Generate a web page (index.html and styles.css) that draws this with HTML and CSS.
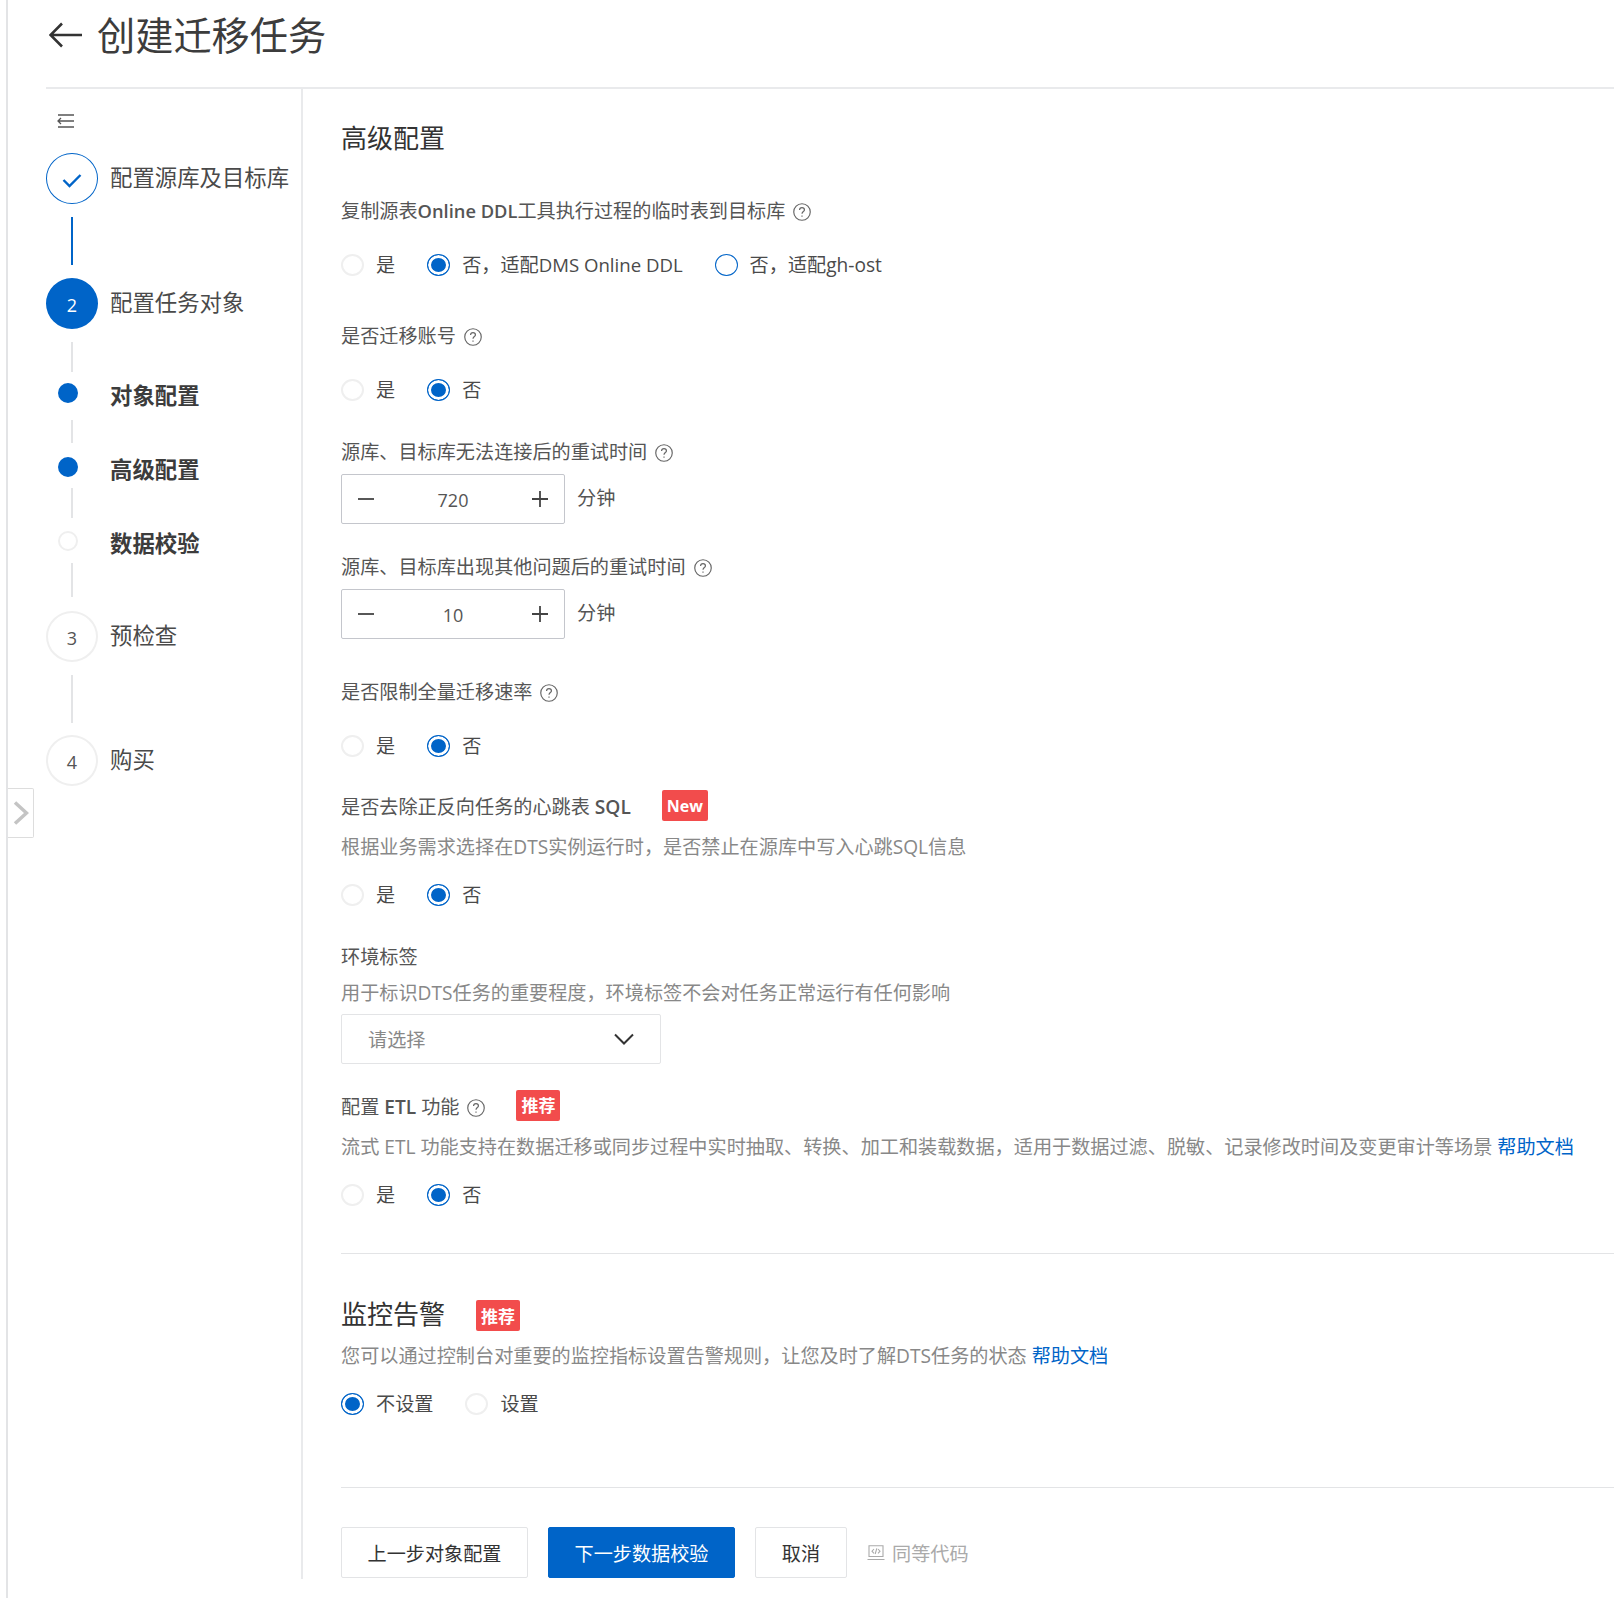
FILE: index.html
```html
<!DOCTYPE html>
<html lang="zh-CN">
<head>
    <meta charset="UTF-8">
    <title>创建迁移任务</title>
    <link rel="stylesheet" href="styles.css">
</head>
<body>
<div class="page">
    <!-- Header -->
    <div class="page-header">
        <svg class="back-icon" width="34" height="26" viewBox="0 0 34 26"><path d="M33 13H2M13 1.5L1.5 13L13 24.500"/></svg>
        <h1 class="page-title">创建迁移任务</h1>
    </div>

    <div class="page-body">
        <!-- Step sidebar -->
        <div class="sidebar">
            <svg class="collapse-icon" width="18" height="14" viewBox="0 0 18 14"><path d="M1 1H17M1 7H17M1 13H17M4 4L1 7L4 10"/></svg>

            <div class="step step-first">
                <div class="step-circle step-done">
                    <svg width="20" height="15" viewBox="0 0 20 15"><path d="M1.500 7L7.500 13L18.500 2"/></svg>
                </div>
                <span>配置源库及目标库</span>
            </div>
            <div class="connector connector-blue conn-48"></div>
            <div class="step">
                <div class="step-circle step-active">2</div>
                <span>配置任务对象</span>
            </div>
            <div class="connector conn-30"></div>
            <div class="substep sub-1"><i class="dot dot-on"></i><span>对象配置</span></div>
            <div class="connector conn-23"></div>
            <div class="substep sub-2"><i class="dot dot-on"></i><span>高级配置</span></div>
            <div class="connector conn-30"></div>
            <div class="substep sub-3"><i class="dot"></i><span>数据校验</span></div>
            <div class="connector conn-34"></div>
            <div class="step step-after-sub">
                <div class="step-circle">3</div>
                <span>预检查</span>
            </div>
            <div class="connector conn-48"></div>
            <div class="step step-last">
                <div class="step-circle">4</div>
                <span>购买</span>
            </div>
        </div>

        <!-- Form -->
        <div class="content">
            <h2 class="section-title">高级配置</h2>

            <div class="field field-first">
                <div class="field-label">
                    <span>复制源表<b class="latin-small">Online DDL</b>工具执行过程的临时表到目标库</span>
                    <svg class="help-icon" width="18" height="18" viewBox="0 0 17 17"><circle cx="8.500" cy="8.500" r="7.800"/><path d="M6.200 6.700C6.200 5.300 7.200 4.400 8.500 4.400C9.800 4.400 10.800 5.300 10.800 6.500C10.800 8 8.500 8.200 8.500 10.200M8.500 11.700V13"/></svg>
                </div>
                <div class="radio-group">
                    <label class="radio"><i class="radio-dot"></i>是</label>
                    <label class="radio"><i class="radio-dot checked"></i><span>否，适配<span class="latin-radio">DMS Online DDL</span></span></label>
                    <label class="radio"><i class="radio-dot focus"></i>否，适配gh-ost</label>
                </div>
            </div>

            <div class="field field-47">
                <div class="field-label">
                    <span>是否迁移账号</span>
                    <svg class="help-icon" width="18" height="18" viewBox="0 0 17 17"><circle cx="8.500" cy="8.500" r="7.800"/><path d="M6.200 6.700C6.200 5.300 7.200 4.400 8.500 4.400C9.800 4.400 10.800 5.300 10.800 6.500C10.800 8 8.500 8.200 8.500 10.200M8.500 11.700V13"/></svg>
                </div>
                <div class="radio-group">
                    <label class="radio"><i class="radio-dot"></i>是</label>
                    <label class="radio"><i class="radio-dot checked"></i>否</label>
                </div>
            </div>

            <div class="field">
                <div class="field-label">
                    <span>源库、目标库无法连接后的重试时间</span>
                    <svg class="help-icon" width="18" height="18" viewBox="0 0 17 17"><circle cx="8.500" cy="8.500" r="7.800"/><path d="M6.200 6.700C6.200 5.300 7.200 4.400 8.500 4.400C9.800 4.400 10.800 5.300 10.800 6.500C10.800 8 8.500 8.200 8.500 10.200M8.500 11.700V13"/></svg>
                </div>
                <div class="number-row">
                    <div class="number-input">
                        <svg width="18" height="18" viewBox="0 0 18 18"><path d="M1 9H17"/></svg>
                        <span>720</span>
                        <svg width="18" height="18" viewBox="0 0 18 18"><path d="M1 9H17M9 1V17"/></svg>
                    </div>
                    <span class="unit">分钟</span>
                </div>
            </div>

            <div class="field field-31">
                <div class="field-label">
                    <span>源库、目标库出现其他问题后的重试时间</span>
                    <svg class="help-icon" width="18" height="18" viewBox="0 0 17 17"><circle cx="8.500" cy="8.500" r="7.800"/><path d="M6.200 6.700C6.200 5.300 7.200 4.400 8.500 4.400C9.800 4.400 10.800 5.300 10.800 6.500C10.800 8 8.500 8.200 8.500 10.200M8.500 11.700V13"/></svg>
                </div>
                <div class="number-row">
                    <div class="number-input">
                        <svg width="18" height="18" viewBox="0 0 18 18"><path d="M1 9H17"/></svg>
                        <span>10</span>
                        <svg width="18" height="18" viewBox="0 0 18 18"><path d="M1 9H17M9 1V17"/></svg>
                    </div>
                    <span class="unit">分钟</span>
                </div>
            </div>

            <div class="field field-41">
                <div class="field-label">
                    <span>是否限制全量迁移速率</span>
                    <svg class="help-icon" width="18" height="18" viewBox="0 0 17 17"><circle cx="8.500" cy="8.500" r="7.800"/><path d="M6.200 6.700C6.200 5.300 7.200 4.400 8.500 4.400C9.800 4.400 10.800 5.300 10.800 6.500C10.800 8 8.500 8.200 8.500 10.200M8.500 11.700V13"/></svg>
                </div>
                <div class="radio-group">
                    <label class="radio"><i class="radio-dot"></i>是</label>
                    <label class="radio"><i class="radio-dot checked"></i>否</label>
                </div>
            </div>

            <div class="field field-37">
                <div class="field-label">
                    <span>是否去除正反向任务的心跳表 <b>SQL</b></span>
                    <span class="badge badge-new">New</span>
                </div>
                <div class="field-hint">根据业务需求选择在DTS实例运行时，是否禁止在源库中写入心跳SQL信息</div>
                <div class="radio-group radio-group-hint">
                    <label class="radio"><i class="radio-dot"></i>是</label>
                    <label class="radio"><i class="radio-dot checked"></i>否</label>
                </div>
            </div>

            <div class="field">
                <div class="field-label"><span>环境标签</span></div>
                <div class="field-hint hint-tight">用于标识DTS任务的重要程度，环境标签不会对任务正常运行有任何影响</div>
                <div class="select">
                    <span>请选择</span>
                    <svg width="20" height="12" viewBox="0 0 20 12"><path d="M1 1.500L10 10.500L19 1.500"/></svg>
                </div>
            </div>

            <div class="field field-31">
                <div class="field-label">
                    <span>配置 <b>ETL</b> 功能</span>
                    <svg class="help-icon" width="18" height="18" viewBox="0 0 17 17"><circle cx="8.500" cy="8.500" r="7.800"/><path d="M6.200 6.700C6.200 5.300 7.200 4.400 8.500 4.400C9.800 4.400 10.800 5.300 10.800 6.500C10.800 8 8.500 8.200 8.500 10.200M8.500 11.700V13"/></svg>
                    <span class="badge">推荐</span>
                </div>
                <div class="field-hint">流式 ETL 功能支持在数据迁移或同步过程中实时抽取、转换、加工和装载数据，适用于数据过滤、脱敏、记录修改时间及变更审计等场景 <a href="#">帮助文档</a></div>
                <div class="radio-group radio-group-hint">
                    <label class="radio"><i class="radio-dot"></i>是</label>
                    <label class="radio"><i class="radio-dot checked"></i>否</label>
                </div>
            </div>

            <div class="divider divider-top"></div>

            <div class="section-head">
                <h2 class="section-title">监控告警</h2>
                <span class="badge">推荐</span>
            </div>
            <div class="field-hint hint-tight">您可以通过控制台对重要的监控指标设置告警规则，让您及时了解DTS任务的状态 <a href="#">帮助文档</a></div>
            <div class="radio-group radio-group-hint">
                <label class="radio"><i class="radio-dot checked"></i>不设置</label>
                <label class="radio"><i class="radio-dot"></i>设置</label>
            </div>

            <div class="divider divider-bottom"></div>

            <!-- Footer buttons -->
            <div class="footer">
                <button class="btn btn-wide">上一步对象配置</button>
                <button class="btn btn-wide btn-primary">下一步数据校验</button>
                <button class="btn btn-small">取消</button>
                <span class="code-link">
                    <svg width="18" height="16" viewBox="0 0 18 16"><path d="M2 .8H16V11.500H2ZM.5 14.500H17.500M7 4L5 6.200L7 8.400M11 4L13 6.200L11 8.400M9.800 3.400L8.200 9"/></svg>
                    同等代码
                </span>
            </div>
        </div>
    </div>

    <!-- Sidebar expand tab -->
    <div class="expand-tab">
        <svg width="16" height="24" viewBox="0 0 16 24"><path d="M2 1.500L13.500 12L2 22.500"/></svg>
    </div>
</div>
</body>
</html>
```
FILE: styles.css
```css
* {
    box-sizing: border-box;
}

html,
body {
    margin: 0;
    background: #fff;
}

body {
    font-family: "Open Sans", "Noto Sans CJK SC", sans-serif;
    font-size: 19.15px;
    color: #555;
    overflow: hidden;
}

.page {
    position: relative;
    height: 1598px;
    margin-left: 6px;
    padding-left: 38px;
    border-left: 2px solid #e3e4e6;
}

/* Header */
.page-header {
    display: flex;
    align-items: center;
    gap: 14px;
    height: 89px;
    padding: 0 0 17px 3px;
    border-bottom: 2px solid #e9eaec;
}

.back-icon {
    fill: none;
    stroke: #333;
    stroke-width: 2.6;
}

.page-title {
    margin: 0;
    font-size: 38.2px;
    line-height: 50px;
    font-weight: 400;
    color: #3c3c3c;
}

.page-body {
    display: flex;
    height: 1490px;
}

/* Sidebar */
.sidebar {
    flex: 0 0 257px;
    border-right: 2px solid #e9eaec;
    padding-top: 25px;
    font-size: 22.4px;
    color: #4a4a4a;
}

.collapse-icon {
    display: block;
    margin-left: 11px;
    fill: none;
    stroke: #555;
    stroke-width: 1.300;
}

.step {
    display: flex;
    align-items: center;
    gap: 12px;
    height: 51px;
    margin: 13px 0;
}

.step > span {
    margin-top: -4px;
}

.step-first {
    margin-top: 25px;
}

.step-circle {
    display: flex;
    align-items: center;
    justify-content: center;
    width: 52px;
    height: 51px;
    padding-top: 2px;
    border: 2px solid #efefef;
    border-radius: 50%;
    font-size: 18px;
    color: #555;
}

.step-done {
    border: 1px solid #0064c8;
}

.step-done svg {
    fill: none;
    stroke: #0064c8;
    stroke-width: 2.400;
    margin-top: 1px;
}

.step-active {
    background: #0064c8;
    border-color: #0064c8;
    color: #fff;
}

.connector {
    width: 2px;
    margin-left: 25px;
    background: #e3e4e6;
}

.connector-blue {
    background: #0064c8;
}

.conn-48 { height: 48px; }
.conn-34 { height: 34px; }
.conn-30 { height: 30px; }
.conn-23 { height: 23px; }

.substep {
    display: flex;
    align-items: center;
    height: 24px;
    font-weight: 700;
    color: #3c3c3c;
}

.sub-1 { margin: 10px 0 14px; }
.sub-2 { margin: 13px 0 8px; }
.sub-3 { margin: 12px 0 9px; }

.step-after-sub {
    margin-top: 14px;
}

.step-last {
    margin-top: 12px;
}

.dot {
    width: 20px;
    height: 20px;
    margin: -2px 32px 0 12px;
    border: 2px solid #efefef;
    border-radius: 50%;
}

.dot-on {
    background: #0064c8;
    border-color: #0064c8;
}

.expand-tab {
    position: absolute;
    top: 788px;
    left: 0;
    display: flex;
    align-items: center;
    justify-content: center;
    width: 26px;
    height: 50px;
    background: #fff;
    border: 1px solid #ddd;
    border-left: none;
    border-radius: 0 2px 2px 0;
}

.expand-tab svg {
    fill: none;
    stroke: #c4c4c4;
    stroke-width: 3.500;
}

/* Form */
.content {
    flex: 1;
    min-width: 0;
    padding: 31px 0 0 38px;
}

.section-title {
    margin: 0;
    font-size: 26px;
    line-height: 36px;
    font-weight: 400;
    color: #333;
}

.field {
    margin-top: 38px;
}

.field-first { margin-top: 43px; }
.field-47 { margin-top: 47px; }
.field-41 { margin-top: 41px; }
.field-37 { margin-top: 37px; }
.field-31 { margin-top: 31px; }

.field-label {
    display: flex;
    align-items: center;
    height: 24px;
    line-height: 24px;
    white-space: nowrap;
}

.field-label b {
    font-weight: 600;
}

.latin-small {
    font-size: 18.300px;
}

.latin-radio {
    font-size: 18.600px;
}

.help-icon {
    margin: 2px 0 0 8px;
    fill: none;
    stroke: #666;
    stroke-width: 1.100;
}

.badge {
    display: flex;
    align-items: center;
    justify-content: center;
    width: 44px;
    height: 31px;
    margin: -3px 0 0 31px;
    border-radius: 2px;
    background: #f24c4c;
    color: #fff;
    font-size: 17px;
    font-weight: 700;
}

.badge-new {
    width: 46px;
    font-size: 16px;
}

.section-head .badge {
    margin-top: 2px;
}

.field-hint {
    margin-top: 16px;
    line-height: 24px;
    color: #888;
    white-space: nowrap;
}

.hint-tight {
    margin-top: 12px;
}

.field-hint a {
    color: #0064c8;
    text-decoration: none;
}

.radio-group {
    display: flex;
    gap: 32px;
    height: 24px;
    margin-top: 30px;
}

.radio-group-hint {
    margin-top: 24px;
}

.radio {
    display: flex;
    align-items: center;
    gap: 12px;
    line-height: 24px;
    color: #4a4a4a;
    white-space: nowrap;
}

.radio-dot {
    flex: none;
    width: 23px;
    height: 22px;
    border: 2px solid #efefef;
    border-radius: 50%;
}

.radio-dot.focus {
    border: 1.500px solid #0064c8;
}

.radio-dot.checked {
    border: 1.500px solid #0064c8;
    background: #0064c8;
    box-shadow: inset 0 0 0 3px #fff;
}

.number-row {
    display: flex;
    align-items: center;
    gap: 12px;
    margin-top: 10px;
}

.number-input {
    display: flex;
    align-items: center;
    justify-content: space-between;
    width: 224px;
    height: 50px;
    padding: 0 15px;
    border: 1px solid #c4c6cc;
    border-radius: 2px;
    font-size: 18px;
    color: #555;
}

.number-input span {
    margin-top: 2px;
}

.number-input svg {
    fill: none;
    stroke: #444;
    stroke-width: 1.800;
}

.unit {
    margin-top: -5px;
}

.select {
    display: flex;
    align-items: center;
    justify-content: space-between;
    width: 320px;
    height: 50px;
    margin-top: 9px;
    padding: 0 26px;
    border: 1px solid #e3e4e6;
    border-radius: 2px;
    color: #888;
}

.select svg {
    fill: none;
    stroke: #333;
    stroke-width: 2;
}

.divider {
    height: 1px;
    background: #e3e4e6;
}

.divider-top {
    margin: 46px 0 42px;
}

.divider-bottom {
    margin: 71px 0 39px;
}

.section-head {
    display: flex;
    align-items: center;
}

/* Footer */
.footer {
    display: flex;
    align-items: center;
    gap: 20px;
}

.btn {
    height: 51px;
    padding: 0;
    border: 1px solid #e3e4e6;
    border-radius: 2px;
    background: #fff;
    font-family: inherit;
    font-size: 19.15px;
    color: #333;
}

.btn-wide {
    width: 187px;
}

.btn-small {
    width: 92px;
}

.btn-primary {
    background: #0064c8;
    border-color: #0064c8;
    color: #fff;
}

.code-link {
    display: flex;
    align-items: center;
    gap: 7px;
    color: #aaa;
}

.code-link svg {
    fill: none;
    stroke: #aaa;
    stroke-width: 1.100;
}
```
================
» To be done: From the listing above, copy all lines holding the word "page".

» Completed exercise:
Generate a web page (index.html and styles.css) that draws this with HTML and CSS.
<div class="page">
    <div class="page-header">
        <h1 class="page-title">创建迁移任务</h1>
    <div class="page-body">
.page {
.page-header {
.page-title {
.page-body {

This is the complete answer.